Una remembered and kept up with the events in her friends’ lives. She always kept a photographic record of us, pictures which she kept in albums on the coffee table beside the couch where she read her beloved newspapers. Her passion was current affairs. She told me, ‘A lot of my friendship is carried on in my head. I think about you a lot, and I think about Patricia sitting in her London house. I’ve got pictures of all of you here. There’s Polly in Scotland. I think of you all living your lives as I know them now.’
What Una liked about friendship was the conversation, exploring a topic together. She was conversing most of the time, directly with friends and neighbours, and her cat, or indirectly by telephone and letters. Yet, when I said to her that she had a talent for friendship she denied it.
She said, ‘I have a talent for friendship like when the plumber came today. I can talk like that very easily. I can get on with working men in pubs in England as very few people can.
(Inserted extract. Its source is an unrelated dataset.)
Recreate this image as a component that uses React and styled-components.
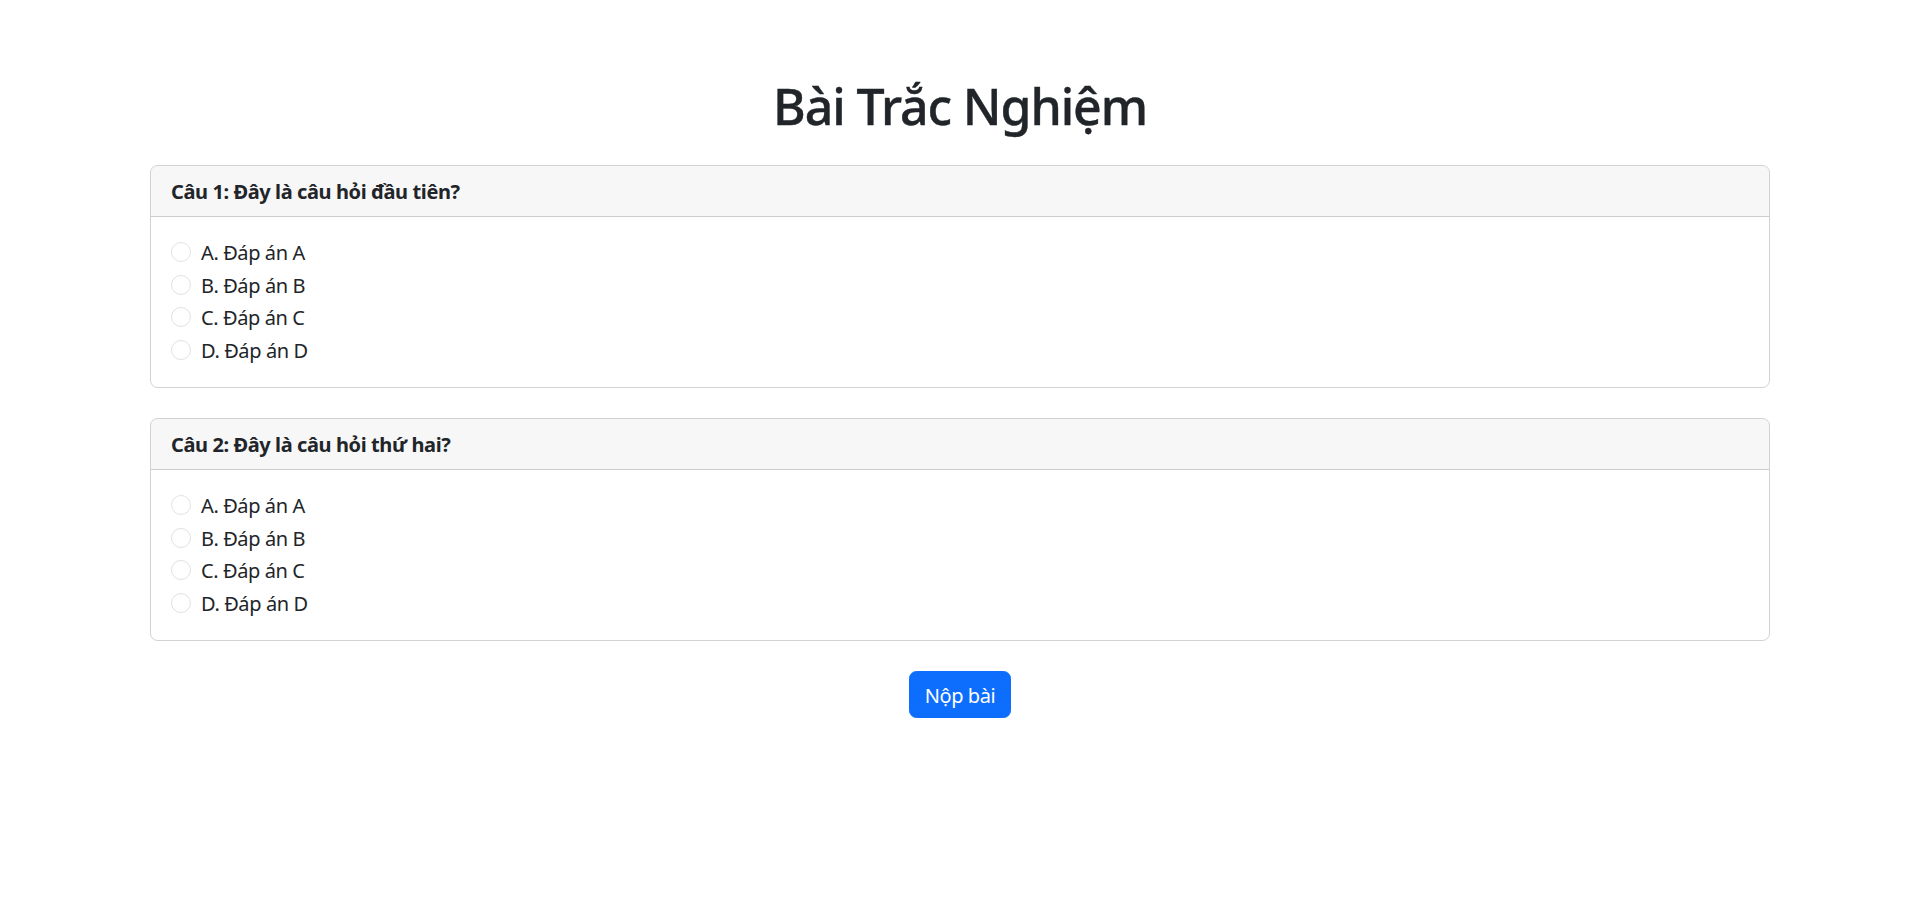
import React from "react";
import styled, { createGlobalStyle } from "styled-components";

const Global = createGlobalStyle`
  * { box-sizing: border-box; }
  body {
    margin: 0;
    font-family: "Segoe UI", "Noto Sans", sans-serif;
    font-size: 20px;
    line-height: 1.5;
    letter-spacing: -0.02em;
    color: #212529;
    background: #fff;
  }
`;

const Container = styled.div`
  width: 1650px;
  margin: 0 auto;
  padding: 76px 15px 0;
`;

const Title = styled.h1`
  margin: 0 0 29px;
  font-size: 50px;
  font-weight: 500;
  line-height: 1.2;
  letter-spacing: -0.022em;
  text-align: center;
  -webkit-text-stroke: 0.4px #212529;
`;

const Card = styled.div`
  border: 1px solid rgba(0, 0, 0, 0.175);
  border-radius: 7.5px;
  margin-bottom: 30px;
  overflow: hidden;
`;

const CardHeader = styled.div`
  padding: 11px 20px 9px;
  background: rgba(0, 0, 0, 0.03);
  border-bottom: 1px solid rgba(0, 0, 0, 0.175);
  font-weight: 700;
`;

const CardBody = styled.div`
  padding: 21px 20px 19px;
`;

const Option = styled.label`
  display: flex;
  align-items: flex-start;
  min-height: 30px;
  margin-bottom: 2.5px;
  cursor: pointer;
`;

const Radio = styled.input`
  appearance: none;
  width: 20px;
  height: 20px;
  margin: 4px 10px 0 0;
  border: 1px solid #dee2e6;
  border-radius: 50%;
  background: #fff;
  flex-shrink: 0;
  &:checked {
    background: #0d6efd;
    border-color: #0d6efd;
    box-shadow: inset 0 0 0 4px #0d6efd, inset 0 0 0 10px #fff;
  }
`;

const Actions = styled.div`
  text-align: center;
`;

const Button = styled.button`
  font-family: inherit;
  font-size: 20px;
  line-height: 1.5;
  letter-spacing: inherit;
  padding: 8.5px 15px 6.5px;
  color: #fff;
  background: #0d6efd;
  border: 1px solid #0d6efd;
  border-radius: 7.5px;
  cursor: pointer;
`;

const questions = [
  { id: 1, text: "Câu 1: Đây là câu hỏi đầu tiên?" },
  { id: 2, text: "Câu 2: Đây là câu hỏi thứ hai?" },
];
const options = ["A", "B", "C", "D"];

export default function App() {
  return (
    <>
      <Global />
      <Container>
        <Title>Bài Trắc Nghiệm</Title>
        {questions.map((q) => (
          <Card key={q.id}>
            <CardHeader>{q.text}</CardHeader>
            <CardBody>
              {options.map((o) => (
                <Option key={o}>
                  <Radio type="radio" name={`q${q.id}`} value={o} />
                  {o}. Đáp án {o}
                </Option>
              ))}
            </CardBody>
          </Card>
        ))}
        <Actions>
          <Button>Nộp bài</Button>
        </Actions>
      </Container>
    </>
  );
}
And there are certain people in shops I can talk to, and my neighbours, but I have been living here for twenty years so that’s not surprising. We have over-the-fence chats to each other but we have got absolutely nothing in common except neighbourliness. When I go into groups with my peers I’m one of the less comfortable ones. I think people like me and they look to me for certain things. I do have close friendships but they took a long time to build up and they’re often quite ambivalent. At a distance I can be friendly and helpful, but I find it hard to cope with intimacy. That’s why I live on my own, I suppose. I find it hard to tell people, “I like you. Can I see you again?” Maintaining a friendship is a problem with me. I am grieving over several lost friendships where we have just drifted apart. And that’s hard. My friend Belinda, we shared flats together and so on, and even after she married and had a kid we saw each other quite frequently. Now she no longer rings me. I ring her and keep in contact. But she has got grandchildren and her husband has retired, and it’s very rare that she gives me a thought, I think, and I find that hard.’